Em seu livro A Queda do Céu, Kopenawa diz: “Eu não tenho velhos livros como eles, nos quais estão desenhadas as histórias dos meus antepassados. As palavras dos xapiri (espíritos da floresta) estão gravadas no meu pensamento, no mais fundo de mim. São as palavras de Omama. São muito antigas, mas os xamãs as renovam o tempo todo. Desde sempre, elas vêm protegendo a floresta e seus habitantes. Agora é minha vez de possuí-las. Mais tarde, elas entrarão na mente de meus filhos e genros, e depois, na dos filhos e genros deles. Então será a vez deles de fazê-las novas. Isso vai continuar pelos tempos afora, para sempre”.

E é o que acontece em A Última Floresta, onde acompanhamos um pouco do cotidiano de uma aldeia. Vemos a lida diária com a pesca, o preparo dos alimentos e seus rituais. O filme é narrado pelo xamã, que nos conta também sobre suas crenças.
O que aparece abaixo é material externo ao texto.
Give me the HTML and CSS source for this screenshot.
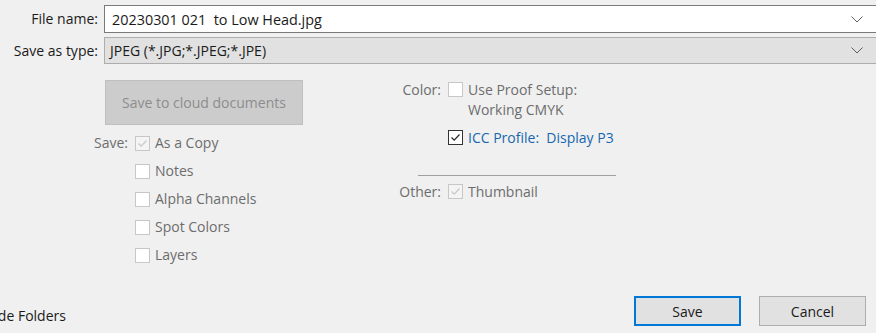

Como os povos originários têm na contação de histórias um ponto central para perpetuação de sua cultura, aqui o cinema parece ser um grande aliado.

Bolognesi filma a lenda de Omama como ficção. Na lenda, dois irmãos se ressentem de solidão, já que o mundo não tem mulheres. Para procriar, copulam com suas próprias pernas. Até o dia que Omama pesca uma mulher das águas. Ela vive nos rios e ele fica muito feliz em saber que lá no seu mundo, ela não tem nem namorado nem pretendentes. Essa é a origem dos Yanomami, de acordo com sua tradição. A transição entre documentário e ficção é fluída e orgânica, assim como é a visão do mundo para os Yanomami, povo que, diferente de nós não indígenas, não traça linhas tão distantes entre o real do fantástico (falo mais um pouco sobre isso na crítica do filme A Febre).

No longa, Kopenawa narra histórias para seu povo, mas é a nós que o filme quer tocar. Com beleza e vagar, a belíssima fotografia de Pedro J. Márquez nos ajusta àquele lugar, àquele tempo que é outro. É um filme político sem panfletarismo ou gritos de ordem. Se o espectador se deixar levar pelo encantamento daquela cosmogonia, poderá imergir e voltar renovado, talvez até um pouco transformado.

Disponível para assinantes na Netflix.